*DO THIS*. Where the string "screenshot" occurs in the material below, report the whole line.

## Begin ENTRIES SHOWN

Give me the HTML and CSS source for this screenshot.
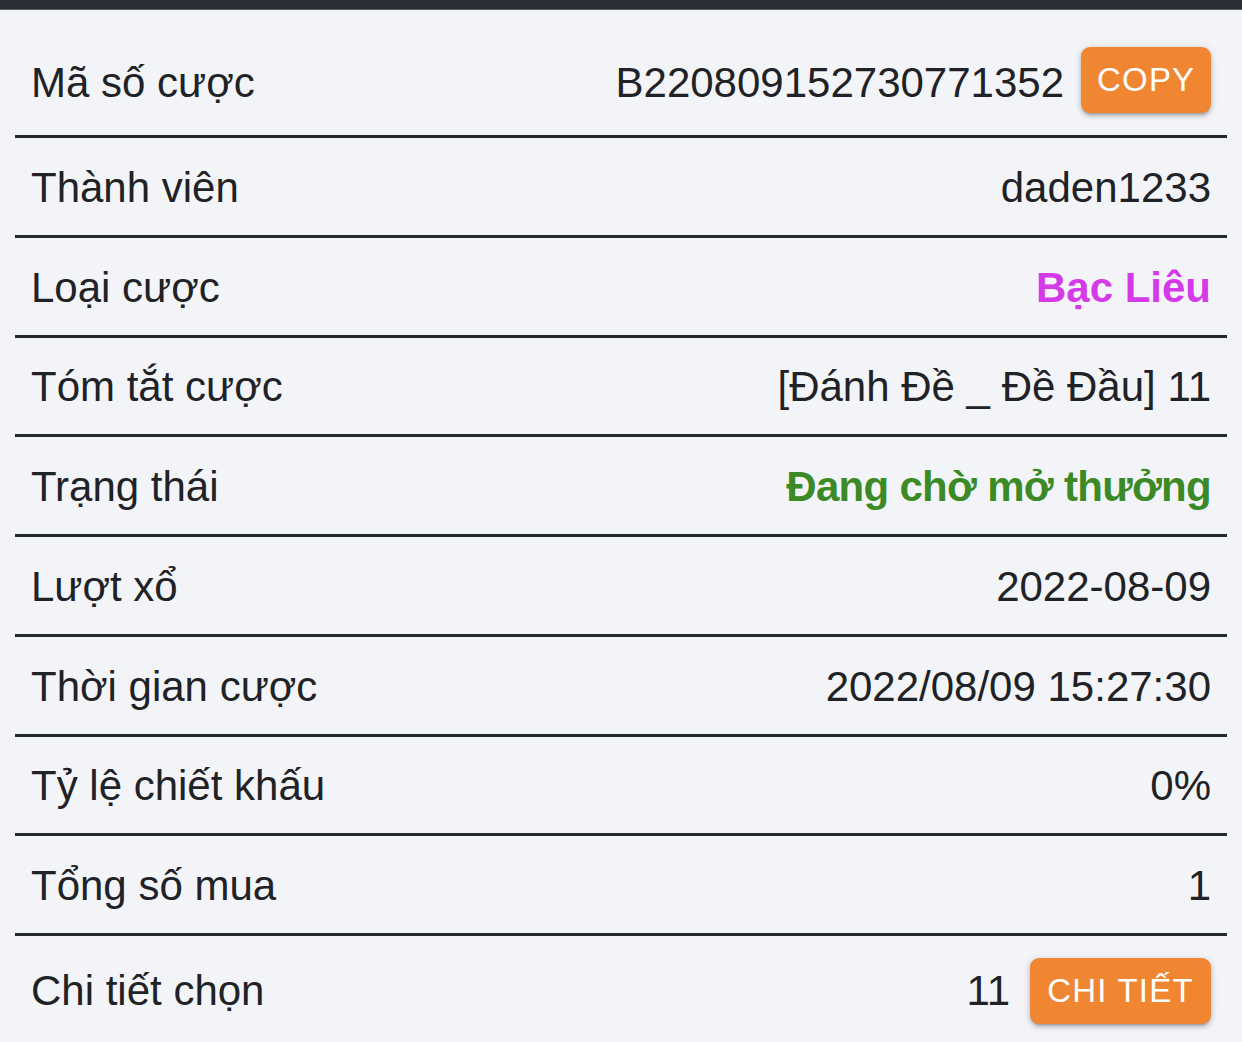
FILE: index.html
```html
<!DOCTYPE html>
<html lang="vi">
<head>
<meta charset="utf-8">
<title>Chi tiết cược</title>
<link rel="stylesheet" href="styles.css">
</head>
<body>
<div class="topbar"></div>
<div class="list">
  <div class="row row-btn">
    <span class="label">Mã số cược</span>
    <span class="value">B220809152730771352<button class="btn btn-copy">COPY</button></span>
  </div>
  <div class="row">
    <span class="label">Thành viên</span>
    <span class="value">daden1233</span>
  </div>
  <div class="row">
    <span class="label">Loại cược</span>
    <span class="value purple">Bạc Liêu</span>
  </div>
  <div class="row">
    <span class="label">Tóm tắt cược</span>
    <span class="value">[Đánh Đề _ Đề Đầu] 11</span>
  </div>
  <div class="row">
    <span class="label">Trạng thái</span>
    <span class="value green">Đang chờ mở thưởng</span>
  </div>
  <div class="row">
    <span class="label">Lượt xổ</span>
    <span class="value">2022-08-09</span>
  </div>
  <div class="row">
    <span class="label">Thời gian cược</span>
    <span class="value">2022/08/09 15:27:30</span>
  </div>
  <div class="row">
    <span class="label">Tỷ lệ chiết khấu</span>
    <span class="value">0%</span>
  </div>
  <div class="row">
    <span class="label">Tổng số mua</span>
    <span class="value">1</span>
  </div>
  <div class="row row-btn last">
    <span class="label">Chi tiết chọn</span>
    <span class="value">11<button class="btn btn-detail">CHI TIẾT</button></span>
  </div>
</div>
</body>
</html>
```

FILE: styles.css
```css
html, body {
  margin: 0;
  padding: 0;
  background: #f3f4f8;
}
body {
  font-family: "Liberation Sans", Arial, sans-serif;
  color: #202226;
  overflow: hidden;
}
.topbar {
  height: 9px;
  background: #2a2f38;
  border-bottom: 1px solid #5a5d66;
}
.list {
  margin: 17px 15px 0;
}
.row {
  display: flex;
  align-items: center;
  justify-content: space-between;
  min-height: 111px;
  padding: 3px 16px 0;
  border-bottom: 3px solid #24272d;
  font-size: 42px;
  box-sizing: border-box;
}
.row + .row {
  min-height: 99.75px;
}
.row.last {
  border-bottom: none;
  min-height: 108px;
  padding-top: 1px;
}
.label {
  white-space: nowrap;
}
.value {
  display: flex;
  align-items: center;
  white-space: nowrap;
}
.purple {
  color: #d53ae8;
  font-weight: bold;
}
.green {
  color: #3b8a25;
  font-weight: bold;
  letter-spacing: -0.7px;
}
.btn {
  font-family: "Liberation Sans", Arial, sans-serif;
  background: #f08632;
  color: #ffffff;
  border: none;
  border-radius: 9px;
  height: 66px;
  font-size: 33px;
  letter-spacing: 1.2px;
  padding: 0 16px;
  box-shadow: 0 3px 3px -2px rgba(0,0,0,0.25), 0 3px 5px 0 rgba(0,0,0,0.16), 0 1px 8px 0 rgba(0,0,0,0.12);
}
.btn-copy {
  width: 130px;
  margin-left: 17px;
  margin-top: -6px;
}
.btn-detail {
  width: 181px;
  margin-left: 20px;
}
```
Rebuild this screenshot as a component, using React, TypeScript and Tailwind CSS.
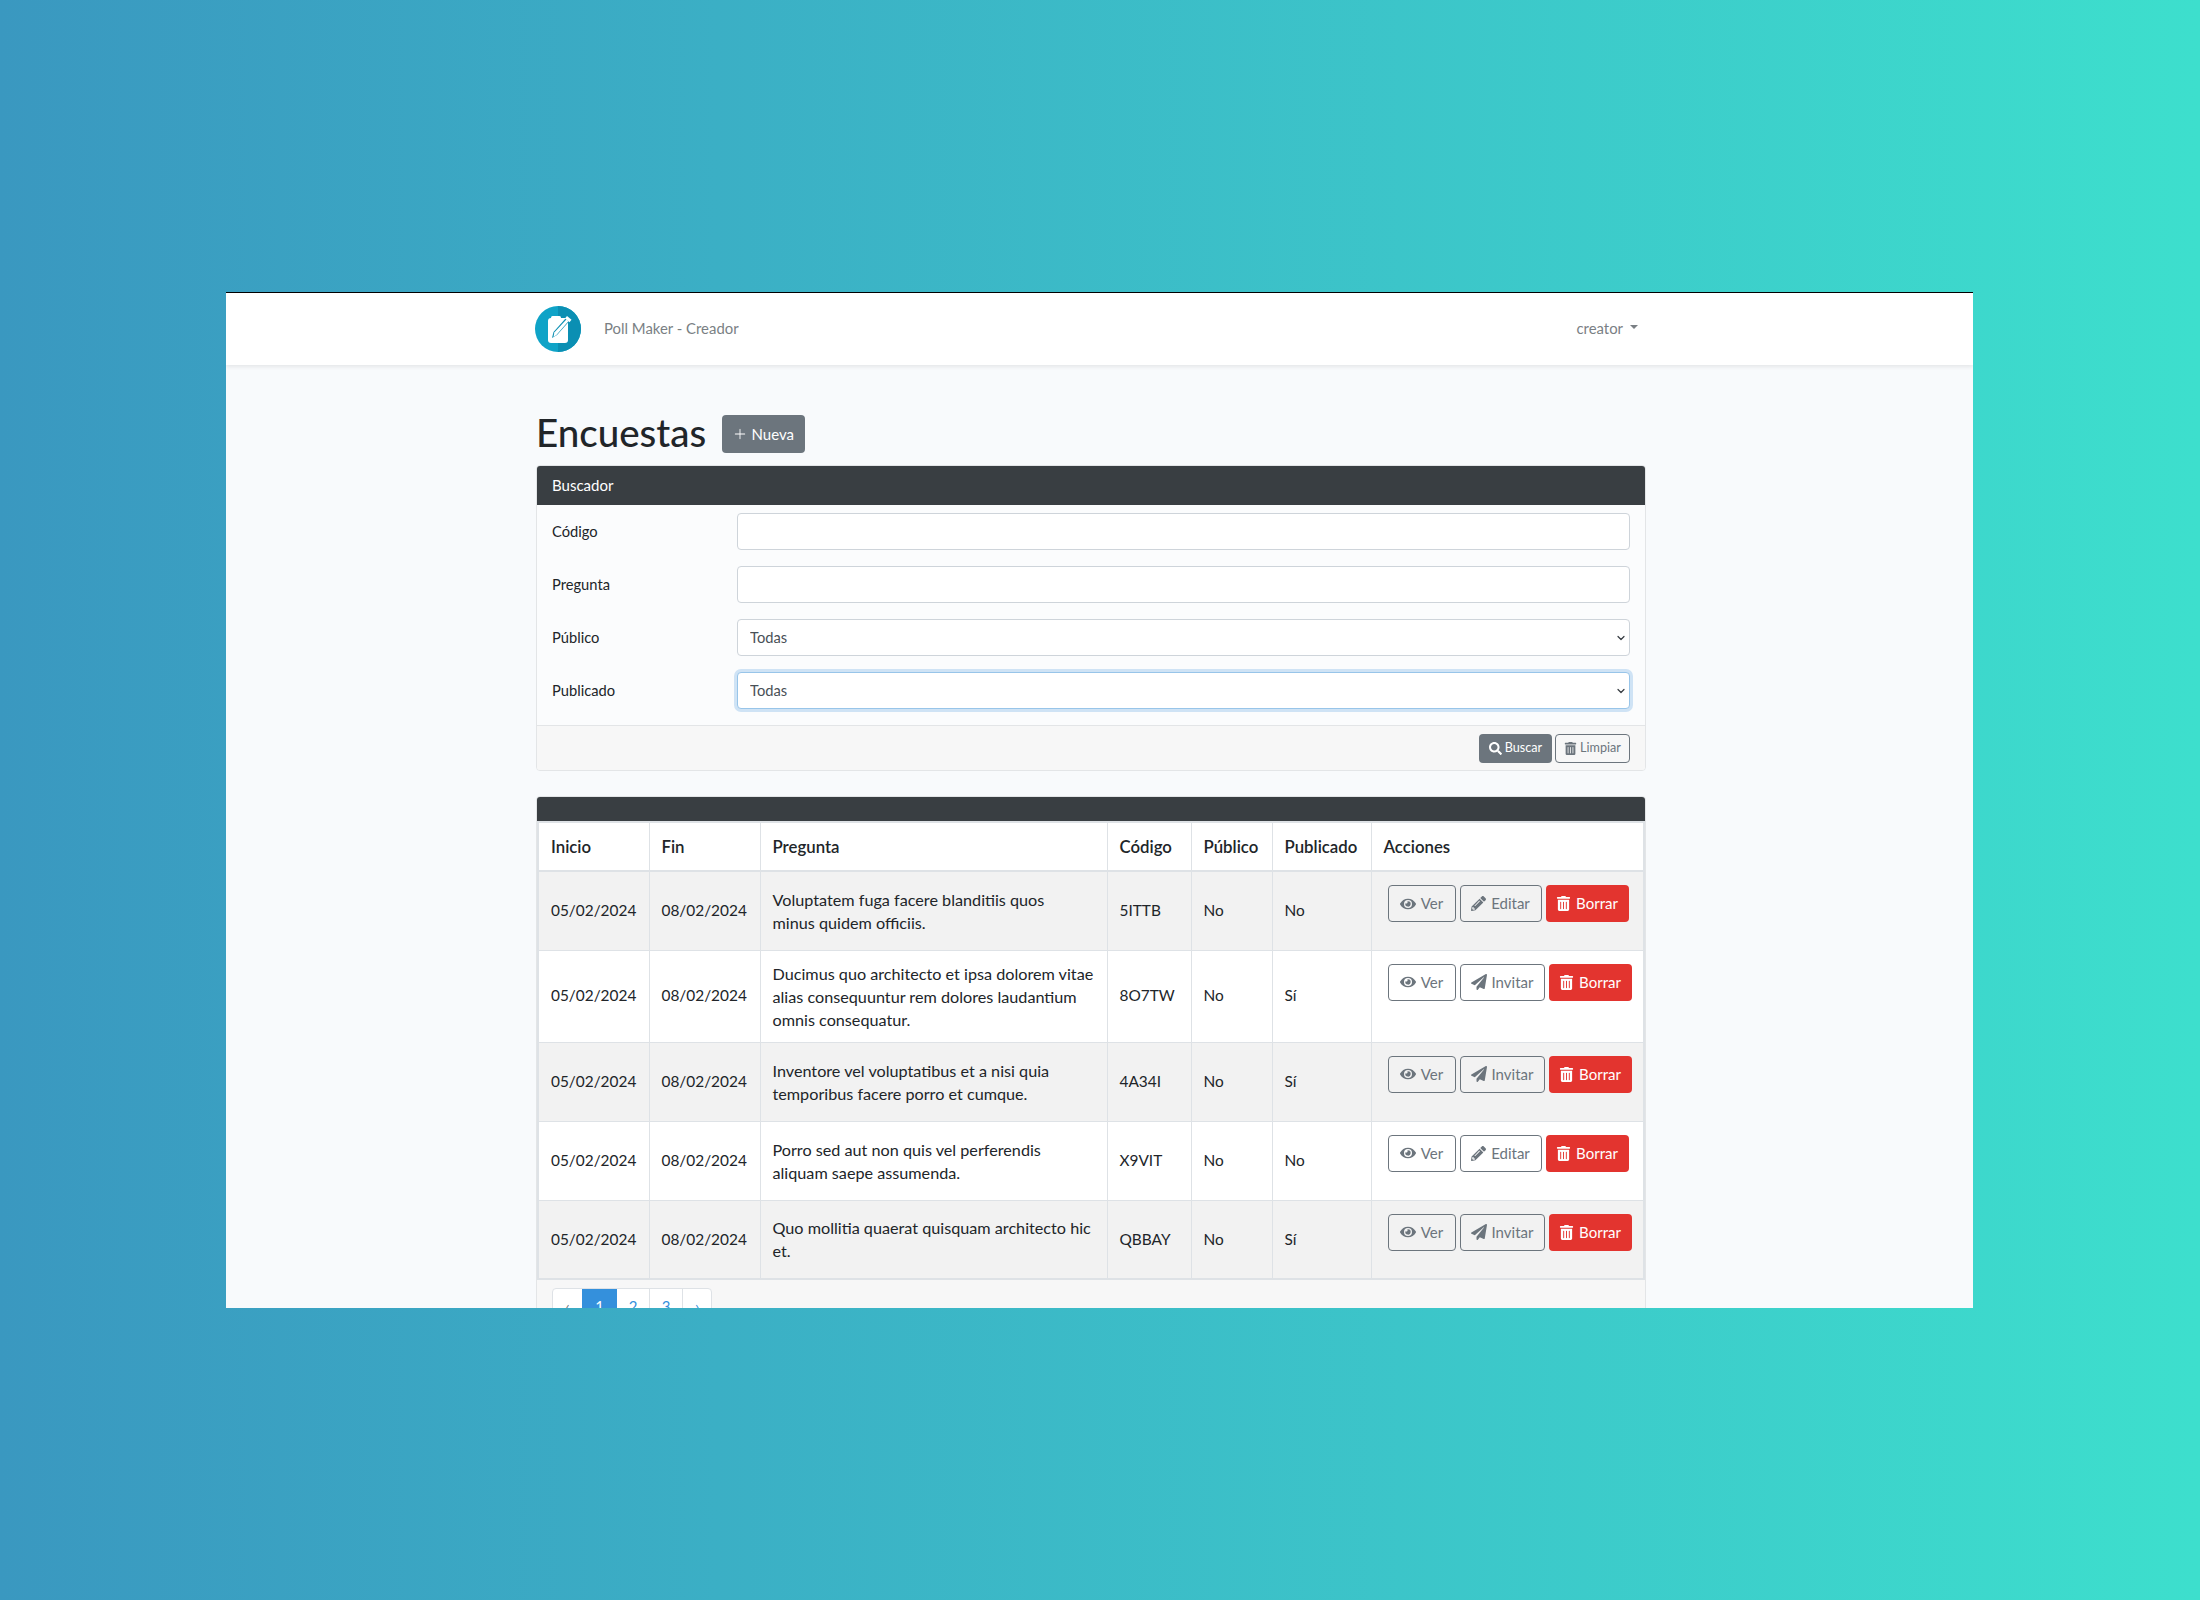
import { FaEye, FaPaperPlane, FaPencilAlt, FaTrashAlt, FaSearch } from 'react-icons/fa';
import { BsPlusLg } from 'react-icons/bs';
import { ReactNode } from 'react';

type Poll = {
  code: string;
  question: string[];
  publicPoll: string;
  published: string;
  action: 'Editar' | 'Invitar';
};

const polls: Poll[] = [
  { code: '5ITTB', question: ['Voluptatem fuga facere blanditiis quos', 'minus quidem officiis.'], publicPoll: 'No', published: 'No', action: 'Editar' },
  { code: '8O7TW', question: ['Ducimus quo architecto et ipsa dolorem vitae', 'alias consequuntur rem dolores laudantium', 'omnis consequatur.'], publicPoll: 'No', published: 'Sí', action: 'Invitar' },
  { code: '4A34I', question: ['Inventore vel voluptatibus et a nisi quia', 'temporibus facere porro et cumque.'], publicPoll: 'No', published: 'Sí', action: 'Invitar' },
  { code: 'X9VIT', question: ['Porro sed aut non quis vel perferendis', 'aliquam saepe assumenda.'], publicPoll: 'No', published: 'No', action: 'Editar' },
  { code: 'QBBAY', question: ['Quo mollitia quaerat quisquam architecto hic', 'et.'], publicPoll: 'No', published: 'Sí', action: 'Invitar' },
];

const headers = ['Inicio', 'Fin', 'Pregunta', 'Código', 'Público', 'Publicado', 'Acciones'];

function Logo() {
  return (
    <svg width="46" height="46" viewBox="0 0 46 46" className="shrink-0">
      <circle cx="23" cy="23" r="23" fill="#0fa3c7" />
      <path d="M23 0a23 23 0 0 1 0 46z" fill="#0b8fb3" />
      <rect x="13" y="12" width="20" height="25" rx="3" fill="#fff" />
      <rect x="16" y="10" width="10" height="5" rx="1.5" fill="#fff" />
      <path d="M17 32l1.5-6L31 12l3.5 3-12.5 14z" fill="#0b8fb3" />
      <path d="M18.5 31l.8-4.5L31.4 13.5l2 1.7L21.4 29z" fill="#fff" />
      <path d="M32 10l4.5 3.8-2 2.4-4.5-3.8z" fill="#fff" />
    </svg>
  );
}

function OutlineButton({ icon, label, width }: { icon: ReactNode; label: string; width: string }) {
  return (
    <button className={`${width} h-[37px] flex items-center justify-center gap-[5px] rounded-[4px] border border-[#6c757d] text-[#6c757d] text-[15px]`}>
      {icon}
      {label}
    </button>
  );
}

function PollRow({ poll, index }: { poll: Poll; index: number }) {
  const rowBg = index % 2 === 0 ? 'bg-[#f2f2f2]' : 'bg-white';
  const cell = 'border border-[#dee2e6] px-3 align-middle';
  return (
    <tr className={`${rowBg} h-[79px]`}>
      <td className={cell}>05/02/2024</td>
      <td className={cell}>08/02/2024</td>
      <td className={`${cell} leading-[23px] py-[11px] whitespace-nowrap text-[16.2px]`}>
        {poll.question.map((line) => (
          <div key={line}>{line}</div>
        ))}
      </td>
      <td className={cell}>{poll.code}</td>
      <td className={cell}>{poll.publicPoll}</td>
      <td className={cell}>{poll.published}</td>
      <td className="border border-[#dee2e6] pl-[16px] pt-[13px] align-top">
        <div className="flex gap-1">
          <OutlineButton icon={<FaEye size={16} />} label="Ver" width="w-[68px]" />
          {poll.action === 'Editar' ? (
            <OutlineButton icon={<FaPencilAlt size={15} />} label="Editar" width="w-[82px]" />
          ) : (
            <OutlineButton icon={<FaPaperPlane size={16} />} label="Invitar" width="w-[85px]" />
          )}
          <button className="w-[83px] h-[37px] flex items-center justify-center gap-[5px] rounded-[4px] bg-[#e3342f] text-white text-[15px]">
            <FaTrashAlt size={15} />
            Borrar
          </button>
        </div>
      </td>
    </tr>
  );
}

function SearchRow({ label, children }: { label: string; children: ReactNode }) {
  return (
    <div className="grid grid-cols-[185px_1fr] items-center">
      <label>{label}</label>
      {children}
    </div>
  );
}

function SelectField({ focused }: { focused?: boolean }) {
  const border = focused ? 'border-[#98c5e9] ring-[3px] ring-[#cfe3f5]' : 'border-[#ced4da]';
  return (
    <div className="relative">
      <select className={`w-full h-[37px] appearance-none rounded-[4px] border ${border} bg-white px-3 text-[#495057]`}>
        <option>Todas</option>
      </select>
      <svg width="8" height="8" viewBox="0 0 16 16" className="absolute right-[5px] top-[15px] pointer-events-none">
        <path d="M2 5l6 6 6-6" fill="none" stroke="#343a40" strokeWidth="2.4" strokeLinecap="round" strokeLinejoin="round" />
      </svg>
    </div>
  );
}

export default function App() {
  return (
    <div className="h-[1600px] pl-[226px] pt-[292px] bg-gradient-to-r from-[#3a98c0] to-[#3ddfcd] font-['Lato',sans-serif] text-[15.4px] text-[#212529]">
      <div className="w-[1747px] h-[1016px] overflow-hidden bg-[#f8fafc] border-t border-black">
        <nav className="h-[72px] bg-white shadow-[0_2px_4px_rgba(0,0,0,0.08)]">
          <div className="w-[1110px] h-full ml-[309px] flex items-center text-[14.9px] text-[#7a7f84]">
            <Logo />
            <span className="ml-[23px] mb-px">Poll Maker - Creador</span>
            <span className="ml-auto mb-px">creator</span>
            <span className="ml-[7px] mr-[7px] mb-1 w-0 h-0 border-x-[4px] border-x-transparent border-t-[4px] border-t-[#7a7f84]" />
          </div>
        </nav>

        <main className="w-[1110px] ml-[310px] pt-[50px]">
          <div className="flex items-center gap-4 h-[38px] mb-3">
            <h1 className="text-[38.5px] font-medium leading-none mb-1">Encuestas</h1>
            <button className="w-[83px] h-[38px] flex items-center justify-center gap-[4px] rounded-[4px] bg-[#6c757d] text-white text-[15px]">
              <BsPlusLg size={14} />
              Nueva
            </button>
          </div>

          <section className="rounded-[4px] border border-[#e3e5e7] overflow-hidden">
            <div className="h-[39px] flex items-center px-[15px] bg-[#393e42] text-white text-[15px]">Buscador</div>
            <div className="flex flex-col gap-4 pt-2 pb-4 pl-[15px] pr-[15px] bg-[#fbfcfd] text-[14.7px]">
              <SearchRow label="Código">
                <input className="h-[37px] rounded-[4px] border border-[#ced4da] bg-white" />
              </SearchRow>
              <SearchRow label="Pregunta">
                <input className="h-[37px] rounded-[4px] border border-[#ced4da] bg-white" />
              </SearchRow>
              <SearchRow label="Público">
                <SelectField />
              </SearchRow>
              <SearchRow label="Publicado">
                <SelectField focused />
              </SearchRow>
            </div>
            <div className="h-[45px] flex items-center justify-end gap-[3px] pr-[15px] bg-[#f7f7f7] border-t border-[#e3e5e7] text-[12.6px]">
              <button className="w-[73px] h-[29px] flex items-center justify-center gap-[3px] rounded-[4px] bg-[#6c757d] text-white">
                <FaSearch size={13} />
                Buscar
              </button>
              <button className="w-[75px] h-[29px] flex items-center justify-center gap-[3px] rounded-[4px] border border-[#6c757d] text-[#6c757d]">
                <FaTrashAlt size={13} />
                Limpiar
              </button>
            </div>
          </section>

          <section className="mt-[25px] rounded-[4px] border border-[#e3e5e7] bg-[#f7f7f7] overflow-hidden">
            <div className="h-[24px] bg-[#393e42]" />
            <table className="w-full table-fixed border-collapse border-2 border-[#dee2e6] bg-white">
              <colgroup>
                <col className="w-[111px]" />
                <col className="w-[111px]" />
                <col className="w-[347px]" />
                <col className="w-[84px]" />
                <col className="w-[81px]" />
                <col className="w-[99px]" />
                <col />
              </colgroup>
              <thead>
                <tr className="h-[49px]">
                  {headers.map((header) => (
                    <th key={header} className="border border-b-2 border-[#dee2e6] px-3 text-left font-semibold text-[16.8px]">
                      {header}
                    </th>
                  ))}
                </tr>
              </thead>
              <tbody>
                {polls.map((poll, index) => (
                  <PollRow key={poll.code} poll={poll} index={index} />
                ))}
              </tbody>
            </table>
            <div className="pt-[8px] pl-[15px] h-[60px]">
              <div className="inline-flex h-[37px] rounded-[4px] border border-[#dee2e6] bg-white text-[#3490dc] text-[15px]">
                <span className="w-[29px] flex items-center justify-center text-[#6c757d]">‹</span>
                <span className="w-[35px] flex items-center justify-center bg-[#3490dc] text-white">1</span>
                <span className="w-[33px] flex items-center justify-center border-r border-[#dee2e6]">2</span>
                <span className="w-[33px] flex items-center justify-center border-r border-[#dee2e6]">3</span>
                <span className="w-[28px] flex items-center justify-center">›</span>
              </div>
            </div>
          </section>
        </main>
      </div>
    </div>
  );
}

## End ENTRIES SHOWN

*TASK SOLUTION*.
Give me the HTML and CSS source for this screenshot.
Rebuild this screenshot as a component, using React, TypeScript and Tailwind CSS.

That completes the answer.